Une vidéo, largement partagée sur les réseaux sociaux, a tout capté de la scène. On y voit deux policiers invectiver un homme, vêtu d'un tee-shirt rouge, appuyé contre le capot d'une voiture devant le magasin Triple S store. «Au sol, au sol !» crie l'un d'entre-eux. «Qu'est-ce que vous foutez ?» interroge l'homme, abasourdi. En vain. L'un des deux policiers se jette sur lui et arrive tant bien que mal à le plaquer au sol, sur le dos. «Il a un flingue, il a un flingue», crie l'un des agents en le fouillant. Soudain, son coéquipier sort son arme qu'il pointe sur la poitrine de l'homme au sol. C'en est trop pour la femme qui filme la scène de sa voiture et détourne son portable. On n'y voit plus rien, mais on entend le bruit sourd de plusieurs coups de feu. «Ils lui ont tiré dessus ?», s'écrie un homme qui se trouve aux côtés de la femme qui filme la scène. «Oui», répond-elle en pleurs.

Selon The Advocate, une première autopsie a montré qu'Alton Sterling, 37 ans, présentait plusieurs impacts de balles dans la poitrine et dans le dos. Une ambulance, dépêchée sur place une dizaine de minutes après les faits, n'a pu que constater le décès. «Sterling a dû mourir rapidement», témoigne Abdullah Muflahi, le propriétaire du magasin Triple S, qui a tout vu de l'altercation. Avant d'ajouter que juste après le meurtre, les deux officiers avaient l'air «paniqués».

Ces derniers s'étaient rendus devant le magasin Triple S aux alentours de minuit mardi soir. En cause : un appel d'un anonyme qui indiquait qu'un homme, vêtu d'un tee-shirt rouge et qui vendait des CD, l'avait menacé avec une arme à feu. La police a en effet récupéré plus tard un pistolet dans la poche de l'homme, toujours selon le témoignage d'Abdullah Muflahi, recueilli par The Advocate. Rien d'interdit aux Etats-Unis : le second amendement de la Constitution américaine autorise le port d'armes. «Ils étaient vraiment agressifs avec lui depuis le début», poursuit le propriétaire, qui affirme que Alton Sterling n'avait pas sorti son arme face aux policiers.

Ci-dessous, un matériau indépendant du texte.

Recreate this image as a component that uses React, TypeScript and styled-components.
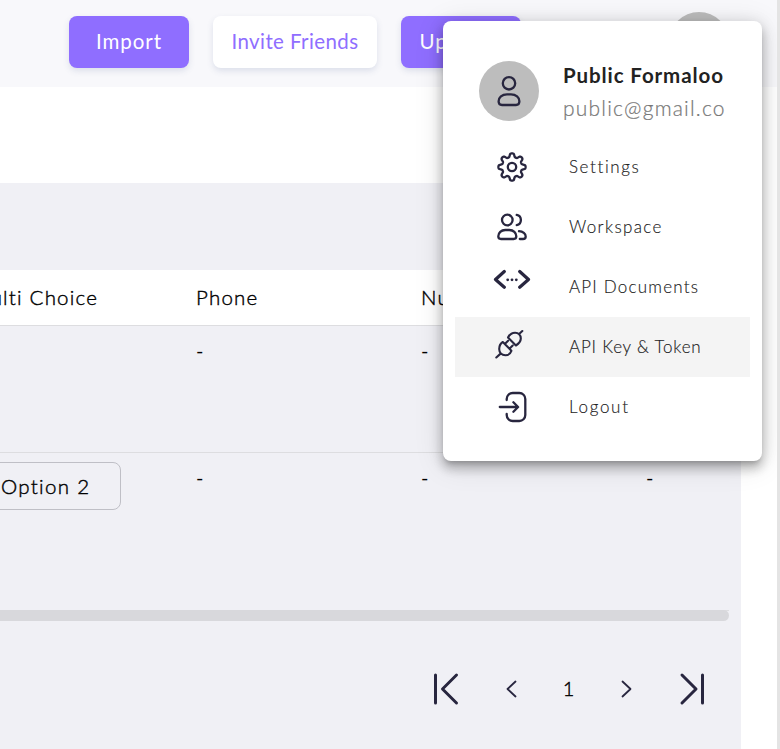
import React from "react";
import styled, { createGlobalStyle } from "styled-components";

const INK = "#28263f";
const PURPLE = "#8f6eff";

const GlobalStyle = createGlobalStyle`
  * { box-sizing: border-box; }
  body { margin: 0; background: #fff; overflow: hidden; }
`;

const Page = styled.div`
  position: relative;
  display: flex;
  flex-direction: column;
  width: 780px;
  height: 749px;
  overflow: hidden;
  background: #fff;
  border-right: 3px solid #e4e4e4;
  font-family: Lato, "Liberation Sans", sans-serif;
  color: #000;
`;

const TopBar = styled.header`
  display: flex;
  align-items: flex-start;
  gap: 24px;
  height: 87px;
  flex: none;
  padding: 16px 0 0 69px;
  background: #f8f8fb;
`;

const Button = styled.button<{ $filled?: boolean; $width: number }>`
  width: ${(p) => p.$width}px;
  height: 52px;
  padding: 0 0 2px;
  border: 0;
  border-radius: 8px;
  background: ${(p) => (p.$filled ? PURPLE : "#fff")};
  color: ${(p) => (p.$filled ? "#fff" : PURPLE)};
  box-shadow: 0 3px 6px rgba(70, 90, 140, 0.15);
  font: 400 20.5px/50px Lato, sans-serif;
  letter-spacing: ${(p) => (p.$filled ? 0.9 : 0.4)}px;
  white-space: nowrap;
`;

const HeaderAvatar = styled.div`
  width: 60px;
  height: 60px;
  margin: -4px 0 0 124px;
  border-radius: 50%;
  background: #bdbdbd;
`;

const Panel = styled.main`
  width: 741px;
  flex: 1;
  margin-top: 96px;
  padding-top: 87px;
  overflow: hidden;
  background: #f0f0f5;
`;

const Row = styled.div<{ $head?: boolean; $last?: boolean; $height: number }>`
  display: grid;
  grid-template-columns: repeat(4, 225px);
  width: ${(p) => (p.$last ? 758 : 900)}px;
  height: ${(p) => p.$height}px;
  margin-left: -29px;
  border-bottom: 1px solid #dddde0;
  background: ${(p) => (p.$head ? "#fff" : "transparent")};
`;

const HeadCell = styled.div`
  font-size: 20.5px;
  font-weight: 300;
  -webkit-text-stroke: 0.4px #000;
  line-height: 54px;
  letter-spacing: 1.2px;
`;

const Cell = styled.div`
  padding-top: 9px;
  font-size: 20px;
  line-height: 30px;
`;

const Chip = styled.div`
  width: 150px;
  height: 48px;
  padding-left: 29px;
  border: 1px solid #bfbfc6;
  border-radius: 8px;
  font-size: 20.5px;
  font-weight: 300;
  -webkit-text-stroke: 0.4px #000;
  line-height: 46px;
  letter-spacing: 1.3px;
`;

const ScrollTrack = styled.div`
  width: 729px;
  height: 11px;
  margin-top: -1px;
  border-radius: 0 6px 6px 0;
  background: #d8d8dc;
`;

const Pager = styled.nav`
  display: grid;
  grid-template-columns: 32px 32px 32px 32px 32px;
  column-gap: 25px;
  align-items: center;
  height: 40px;
  margin: 48px 0 0 430px;
`;

const PageNumber = styled.span`
  padding: 0 0 2px 17px;
  text-align: center;
  font-size: 20px;
  font-weight: 300;
  -webkit-text-stroke: 0.4px #000;
`;

const Drawing = styled.svg<{ $line?: number }>`
  display: block;
  overflow: visible;
  fill: none;
  stroke: ${INK};
  stroke-width: ${(p) => p.$line ?? 2.3};
  stroke-linecap: round;
  stroke-linejoin: round;
`;

const Menu = styled.aside`
  position: absolute;
  left: 443px;
  top: 21px;
  width: 319px;
  height: 440px;
  padding: 40px 12px 24px;
  border-radius: 8px;
  background: #fff;
  box-shadow: 0 5px 5px -3px rgba(0, 0, 0, 0.2), 0 8px 10px 1px rgba(0, 0, 0, 0.14),
    0 3px 14px 2px rgba(0, 0, 0, 0.12), 0 4px 30px rgba(0, 0, 0, 0.12);
`;

const Profile = styled.div`
  display: flex;
  gap: 24px;
  height: 76px;
  padding-left: 24px;
`;

const Avatar = styled.div`
  flex: none;
  width: 60px;
  height: 60px;
  border-radius: 50%;
  background: #bdbdbd;
`;

const Name = styled.div`
  padding-top: 1px;
  font-size: 20.5px;
  font-weight: 700;
  line-height: 26px;
  letter-spacing: 0.9px;
  color: #222;
  white-space: nowrap;
`;

const Email = styled.div`
  margin-top: 7px;
  font-size: 21px;
  font-weight: 300;
  -webkit-text-stroke: 0.2px #777;
  line-height: 26px;
  letter-spacing: 1.2px;
  color: #777;
  white-space: nowrap;
`;

const MenuItem = styled.div<{ $active?: boolean; $spacing: number }>`
  display: flex;
  align-items: center;
  gap: 37px;
  height: 60px;
  padding-left: 37px;
  background: ${(p) => (p.$active ? "#f4f4f4" : "transparent")};
  font-size: 17px;
  font-weight: 300;
  -webkit-text-stroke: 0.15px #222;
  letter-spacing: ${(p) => p.$spacing}px;
  color: #222;
`;

const MenuLabel = styled.span`
  padding-bottom: 1px;
  white-space: nowrap;
`;

const gearPath = (() => {
  const points: string[] = [];
  for (let i = 0; i < 240; i++) {
    const a = (i / 240) * Math.PI * 2;
    const tooth = Math.tanh(1.7 * Math.cos(8 * a)) / Math.tanh(1.7);
    const r = 11.8 + 1.8 * tooth;
    points.push(`${(20 + r * Math.sin(a)).toFixed(2)} ${(20 - r * Math.cos(a)).toFixed(2)}`);
  }
  return `M${points.join("L")}Z`;
})();

const icons = {
  settings: (
    <>
      <path d={gearPath} />
      <circle cx="20" cy="20" r="4.2" />
    </>
  ),
  workspace: (
    <>
      <circle cx="15.3" cy="13" r="5.3" />
      <path d="M13.3 23h4c4.200 0 7 3 7 6.300 0 2-1 2.700-2.700 2.700H9c-1.700 0-2.700-.7-2.700-2.700C6.300 26 9.100 23 13.300 23Z" />
      <path d="M24.700 7.900a5.200 5.200 0 0 1 0 10.200M27 24.200c4 .2 6.700 2.600 6.700 5.200 0 1.800-1.100 2.600-2.700 2.600h-3.200" />
    </>
  ),
  docs: (
    <>
      <path strokeWidth="3.2" d="M12.300 4.500l-8.800 8 8.800 7.700M27.700 4.500l8.800 8-8.800 7.700" />
      <g fill={INK} stroke="none">
        <circle cx="15.700" cy="12.800" r="1.400" />
        <circle cx="20" cy="12.800" r="1.400" />
        <circle cx="24.300" cy="12.800" r="1.400" />
      </g>
    </>
  ),
  plug: (
    <path
      strokeWidth="2.1"
      d="M16 10.500l7.900 8c2.300-1.500 4.800-3.800 4.900-6.900.1-3.600-2.500-6-5.800-5.900-3.300.2-5.700 2.200-7 4.800ZM27.400 6.700l2.900-2.700M10.800 15l8.600 8.800c-1 2.800-3.200 4.500-6 4.500-3.600 0-6.200-2.700-6.200-6.200 0-3 1.300-5.700 3.600-7.100ZM8.300 26.900l-4 3.600M12.800 17l3.300-3.200M17.400 21.700l3.300-3.200"
    />
  ),
  logout: (
    <path d="M14.700 13v-1a6 6 0 0 1 6-6h6.600a6 6 0 0 1 6 6v16a6 6 0 0 1-6 6h-6.600a6 6 0 0 1-6-6v-1M7.800 20h18M21.400 15.300l4.700 4.700-4.700 4.700" />
  ),
};

const items: { icon: keyof typeof icons; label: string; spacing: number; active?: boolean }[] = [
  { icon: "settings", label: "Settings", spacing: 1.6 },
  { icon: "workspace", label: "Workspace", spacing: 1.35 },
  { icon: "docs", label: "API Documents", spacing: 1.2 },
  { icon: "plug", label: "API Key & Token", spacing: 0.8, active: true },
  { icon: "logout", label: "Logout", spacing: 1.7 },
];

function PagerIcon({ d, line }: { d: string; line: number }) {
  return (
    <Drawing width="32" height="32" viewBox="0 0 32 32" $line={line}>
      <path d={d} />
    </Drawing>
  );
}

export default function App() {
  return (
    <>
      <GlobalStyle />
      <Page>
        <TopBar>
          <Button $filled $width={120}>Import</Button>
          <Button $width={164}>Invite Friends</Button>
          <Button $filled $width={120}>Upgrade</Button>
          <HeaderAvatar />
        </TopBar>
        <Panel>
          <Row $head $height={56}>
            <HeadCell>Multi Choice</HeadCell>
            <HeadCell>Phone</HeadCell>
            <HeadCell>Number</HeadCell>
            <HeadCell />
          </Row>
          <Row $height={127}>
            <Cell />
            <Cell>-</Cell>
            <Cell>-</Cell>
            <Cell />
          </Row>
          <Row $last $height={158}>
            <Cell>
              <Chip>Option 2</Chip>
            </Cell>
            <Cell>-</Cell>
            <Cell>-</Cell>
            <Cell>-</Cell>
          </Row>
          <ScrollTrack />
          <Pager>
            <PagerIcon line={3} d="M5.500 2v28M26.500 2l-14 14 14 14" />
            <PagerIcon line={1.8} d="M28.500 8.500l-8 7.500 8 7.500" />
            <PageNumber>1</PageNumber>
            <PagerIcon line={1.8} d="M21.500 8.500l8 7.500-8 7.500" />
            <PagerIcon line={3} d="M24 2l14 14-14 14M44.500 2v28" />
          </Pager>
        </Panel>
        <Menu>
          <Profile>
            <Avatar>
              <Drawing width="60" height="60" viewBox="0 0 60 60">
                <circle cx="30" cy="22.300" r="6.200" />
                <path d="M28 33.300h4c5 0 8.400 3.200 8.400 7 0 2.500-1.200 3.700-3.400 3.700H23c-2.200 0-3.400-1.200-3.400-3.700 0-3.800 3.400-7 8.400-7Z" />
              </Drawing>
            </Avatar>
            <div>
              <Name>Public Formaloo</Name>
              <Email>public@gmail.co</Email>
            </div>
          </Profile>
          {items.map((item) => (
            <MenuItem key={item.label} $active={item.active} $spacing={item.spacing}>
              <Drawing width="40" height="40" viewBox="0 0 40 40">
                {icons[item.icon]}
              </Drawing>
              <MenuLabel>{item.label}</MenuLabel>
            </MenuItem>
          ))}
        </Menu>
      </Page>
    </>
  );
}
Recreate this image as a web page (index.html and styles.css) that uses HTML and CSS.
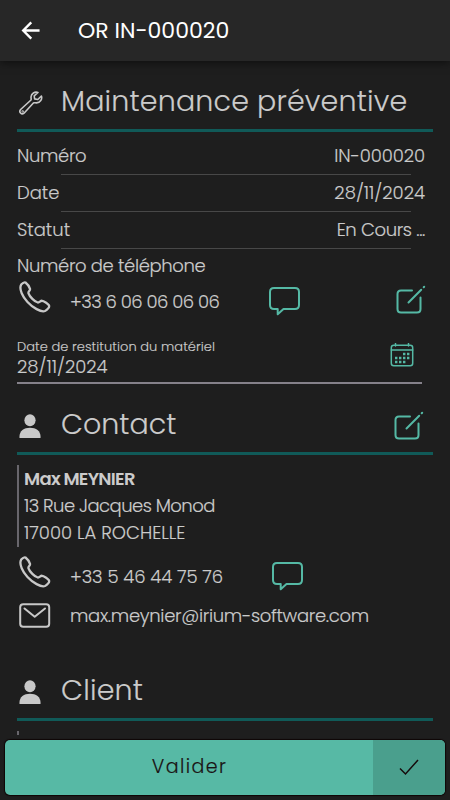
FILE: index.html
```
<!DOCTYPE html>
<html lang="fr">
<head>
    <meta charset="UTF-8">
    <meta name="viewport" content="width=device-width, initial-scale=1.0">
    <title>OR IN-000020</title>
    <link rel="stylesheet" href="styles.css">
</head>
<body>
    <!-- Shared icons -->
    <svg class="sprite" width="0" height="0">
        <symbol id="phone" viewBox="0 0 32 32">
            <path d="M2.2 3.6 C3.8 1.8 5.4 .9 6.5 1.5 C7.8 2.5 10.4 6 11 7.9 C11.5 9.8 8.8 10.4 9.5 12.3 C10.5 15.5 15.7 20.8 18.8 21.5 C20.7 21.8 21.4 19.3 23.3 19.8 C25.4 20.3 29.2 22.9 30 24.4 C30.8 26 28.3 29 26 30 C22 31.5 13.5 26.5 8.5 21 C4 16.2 -.4 8.2 2.2 3.6 Z"/>
        </symbol>
        <symbol id="bubble" viewBox="0 0 32 30">
            <path d="M5 2 H26 Q30 2 30 6 V19 Q30 23 26 23 H14.5 L8.7 28.3 V23 H5 Q1 23 1 19 V6 Q1 2 5 2 Z"/>
        </symbol>
        <symbol id="edit" viewBox="0 0 30 30">
            <path d="M16 5.5 H5 Q1.5 5.5 1.5 9 V24 Q1.5 27.5 5 27.5 H21 Q24.5 27.5 24.5 24 V12.5"/>
            <path d="M12.5 17.5 L25.2 4.8 M27.7 2.3 L28.2 1.8"/>
        </symbol>
        <symbol id="person" viewBox="0 0 22 24">
            <ellipse cx="11" cy="6.3" rx="5.6" ry="6"/>
            <path d="M.5 24 C-.2 17.5 4.5 13.8 11 13.8 C17.5 13.8 22.2 17.5 21.5 24 Z"/>
        </symbol>
    </svg>

    <header class="topbar">
        <svg class="back" viewBox="0 0 20 20"><path d="M19 10 H2 M10.3 1.5 L1.8 10 L10.3 18.5"/></svg>
        <h1>OR IN-000020</h1>
    </header>

    <main>
        <section class="maintenance">
            <div class="section-title">
                <svg class="wrench" viewBox="0 0 24 24">
                    <path d="M19 1.5 C15.8 .3 12.2 2.4 12 6 C12 7.2 12.4 8.2 12 9 L1.6 18.5 C-.6 21 2.5 24.3 5 22.2 L14.4 12 C15.2 11.4 16.2 12 17.5 11.9 C21.3 11.7 23.5 8.2 22.4 5 L18.8 8.5 L15.6 7.9 L15.2 4.9 Z"/>
                    <circle cx="3.7" cy="20.4" r=".4"/>
                </svg>
                <h2 class="t-maintenance">Maintenance préventive</h2>
            </div>

            <div class="row"><span class="t-numero">Numéro</span><span class="t-phone">IN-000020</span></div>
            <div class="row"><span>Date</span><span>28/11/2024</span></div>
            <div class="row"><span>Statut</span><span class="t-numero">En Cours ...</span></div>

            <div class="phone-label"><span class="t-numero">Numéro de téléphone</span></div>
            <div class="contact-line">
                <svg class="icon-phone"><use href="#phone"/></svg>
                <span class="value t-tight">+33 6 06 06 06 06</span>
                <svg class="icon-bubble"><use href="#bubble"/></svg>
                <svg class="icon-edit"><use href="#edit"/></svg>
            </div>

            <div class="date-field">
                <div class="date-text">
                    <label>Date de restitution du matériel</label>
                    <span>28/11/2024</span>
                </div>
                <svg class="calendar" viewBox="0 0 24 24">
                    <rect x="1.3" y="2.3" width="21.4" height="20.4" rx="2.5"/>
                    <path d="M1.3 7 H22.7 M5.5 .5 V3 M18.5 .5 V3"/>
                    <path class="dots" d="M13 11 h2.4 M17 11 h2.4 M5 15 h2.4 M9 15 h2.4 M13 15 h2.4 M17 15 h2.4 M5 19 h2.4 M9 19 h2.4 M13 19 h2.4"/>
                </svg>
            </div>
        </section>

        <section class="contact">
            <div class="section-title">
                <svg class="person"><use href="#person"/></svg>
                <h2>Contact</h2>
                <svg class="icon-edit"><use href="#edit"/></svg>
            </div>
            <div class="address">
                <strong>Max MEYNIER</strong>
                <span class="t-tight">13 Rue Jacques Monod</span>
                <span>17000 LA ROCHELLE</span>
            </div>
            <div class="contact-line">
                <svg class="icon-phone"><use href="#phone"/></svg>
                <span class="value t-phone">+33 5 46 44 75 76</span>
                <svg class="icon-bubble"><use href="#bubble"/></svg>
            </div>
            <div class="mail-line">
                <svg class="icon-mail" viewBox="0 0 32 25">
                    <rect x="1.2" y="1.2" width="29" height="22.6" rx="3"/>
                    <path d="M5.5 5.5 L15.7 13.8 L26 5.5"/>
                </svg>
                <span class="value t-mail">max.meynier@irium-software.com</span>
            </div>
        </section>

        <section class="client">
            <div class="section-title">
                <svg class="person"><use href="#person"/></svg>
                <h2 class="t-client">Client</h2>
            </div>
            <div class="address"></div>
        </section>
    </main>

    <footer>
        <button class="validate">
            <span class="validate-label">Valider</span>
            <span class="validate-icon"><svg viewBox="0 0 20 17"><path d="M1 9.5 L6.5 15 L19 1"/></svg></span>
        </button>
    </footer>
</body>
</html>
```
FILE: styles.css
```
* {
    box-sizing: border-box;
}

body {
    margin: 0;
    height: 800px;
    display: flex;
    flex-direction: column;
    overflow: hidden;
    background: #1e1e1e;
    color: #cbcbcb;
    font-family: Poppins, Inter, sans-serif;
    font-size: 18px;
    font-weight: 300;
    white-space: nowrap;
    -webkit-text-stroke: 0.15px currentColor;
}

h1, h2 {
    margin: 0;
    font-weight: 300;
}

svg {
    display: block;
    flex: none;
    fill: none;
    stroke: #c8c8c8;
    stroke-width: 2;
    stroke-linecap: round;
    stroke-linejoin: round;
}

.sprite {
    position: absolute;
}

/* Top bar */
.topbar {
    flex: none;
    height: 61px;
    display: flex;
    align-items: center;
    padding-left: 21px;
    background: #272727;
    box-shadow: 0 2px 8px rgba(0, 0, 0, 0.5);
    color: #fff;
}

.topbar h1 {
    margin-left: 37px;
    font-size: 22px;
    font-weight: 400;
    -webkit-text-stroke: 0;
}

.back {
    width: 20px;
    height: 19px;
    stroke: #fff;
    stroke-width: 2.5;
    stroke-linecap: butt;
    stroke-linejoin: miter;
}

/* Content */
main {
    flex: 1;
    min-height: 0;
    overflow: hidden;
    padding: 0 17px;
}

.section-title {
    display: flex;
    align-items: center;
    border-bottom: 3px solid #105a58;
}

.section-title h2 {
    font-size: 28.5px;
    line-height: 40px;
}

.t-maintenance {
    letter-spacing: 0.17px;
}

.t-client {
    letter-spacing: 0.2px;
}

.t-numero {
    letter-spacing: -0.36px;
}

.t-tight {
    letter-spacing: -0.54px;
}

.t-phone {
    letter-spacing: -0.1px;
}

.t-mail {
    letter-spacing: -0.32px;
}

.maintenance .section-title {
    height: 71px;
    padding-top: 12px;
    margin-bottom: 6px;
}

.wrench {
    width: 24px;
    height: 24px;
    margin: 4px 18px 0 2px;
    stroke-width: 1.6;
}

.row {
    height: 37px;
    display: flex;
    justify-content: space-between;
    align-items: center;
    padding: 0 8px 2px 0;
    background: linear-gradient(#484848, #484848) 44px 36px / 350px 1px no-repeat;
}

.phone-label {
    height: 32px;
    line-height: 34px;
}

.contact-line {
    height: 32px;
    display: flex;
    padding-left: 2px;
}

.icon-phone {
    width: 32px;
    height: 32px;
    stroke-width: 2.3;
}

.value {
    width: 199px;
    margin-left: 19px;
    line-height: 42px;
}

.icon-bubble {
    width: 32px;
    height: 30px;
    margin-top: 5px;
    stroke: #55b9a5;
}

.icon-edit {
    width: 30px;
    height: 30px;
    margin: 4px 7px 0 auto;
    stroke: #55b9a5;
}

.date-field {
    width: 405px;
    height: 71px;
    display: flex;
    justify-content: space-between;
    padding: 25px 7px 0 0;
    border-bottom: 2px solid #85818a;
}

.date-text {
    display: flex;
    flex-direction: column;
}

.date-text label {
    font-size: 13px;
    line-height: 17px;
    letter-spacing: 0.05px;
}

.date-text span {
    line-height: 23px;
}

.calendar {
    width: 24px;
    height: 24px;
    margin: 5px 1px 0 0;
    stroke: #55b9a5;
    stroke-width: 1.5;
}

.calendar .dots {
    stroke-width: 2.4;
    stroke-linecap: butt;
}

/* Contact and client */
.person {
    width: 22px;
    height: 24px;
    margin: 4px 20px 0 2px;
    fill: #c8c8c8;
    stroke: none;
}

.contact .section-title {
    height: 71px;
    padding-top: 12px;
    margin-bottom: 10px;
}

.contact .icon-edit {
    margin: 4px 9px 0 auto;
}

.address {
    height: 82px;
    display: flex;
    flex-direction: column;
    padding-left: 5px;
    border-left: 2px solid #68666c;
    line-height: 27px;
}

.address strong {
    font-weight: 600;
    letter-spacing: -0.75px;
    -webkit-text-stroke: 0;
}

.contact .contact-line {
    margin-top: 9px;
}

.contact .contact-line .value {
    width: 202px;
}

.mail-line {
    display: flex;
    align-items: center;
    height: 25px;
    margin-top: 15px;
    padding-left: 2px;
}

.mail-line .value {
    line-height: 25px;
}

.icon-mail {
    width: 32px;
    height: 25px;
}

.client .section-title {
    height: 67px;
    padding-top: 7px;
    margin: 26px 0 10px;
}

.client .address {
    height: 4px;
}

/* Validate button */
footer {
    flex: none;
    padding: 5px;
}

.validate {
    width: 440px;
    height: 55px;
    display: flex;
    padding: 0;
    border: 0;
    border-radius: 5px;
    overflow: hidden;
    background: #57b9a5;
    box-shadow: 0 0 1px 1px #0e0505;
    color: #1a1213;
    font: inherit;
}

.validate-label {
    flex: 1;
    display: flex;
    align-items: center;
    justify-content: center;
    height: 100%;
    padding: 0 0 2px 1px;
    font-size: 19px;
    letter-spacing: 1.4px;
}

.validate-icon {
    width: 72px;
    height: 100%;
    display: flex;
    align-items: center;
    justify-content: center;
    background: #4a9f8d;
}

.validate-icon svg {
    width: 20px;
    height: 17px;
    stroke: #160b0c;
    stroke-width: 1.5;
    stroke-linecap: butt;
    stroke-linejoin: miter;
}
```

L'enquête devra éclaircir ces zones d'ombre. La caméra de surveillance du magasin va être analysée. Selon le capitaine McKneely, porte-parole du département de police de Bâton-Rouge, les caméras que portaient les deux policiers se seraient détachées lors de l'incident et n'auraient pas enregistré la scène.

Quant aux deux agents, ils ont été placés en congé administratif comme le veut la procédure et n'ont pas encore été interrogés par les enquêteurs. Après ce type «d'incident», les officiers bénéficient généralement de 24 heures pour rentrer chez eux et réfléchir à ce qu'il s'est passé, avant d'être questionnés. 
Les hommages pour Alton Sterling se succèdent. The Advocate a recueilli le témoignage de proches qui le décrivent comme un homme «gentil», «respectable» et «généreux». Même s'il avait déjà eu affaire plusieurs fois à la justice par le passé, «Alton n'était pas une mauvaise personne», expriment-ils. 

Selon The Counted, un travail de recensement en direct réalisé par The Guardian, 129 Noirs ont été tués par armes à feu par des policiers aux Etats-Unis depuis le début de l'année. Selon une autre étude, réalisée également par The Guardian, en 2015, les risques pour les jeunes Noirs d'être tués par des policiers étaient neuf fois supérieurs à ceux qu'encourraient les jeunes Blancs.

Un mémorial de fortune a été installé en la mémoire d'Alton Sterling. Un panda en peluche, portant des CDs, trône sur une chaise, elle-même posée sur une table en fer. Trois mots surplombent le tout : «RIP Big Alton».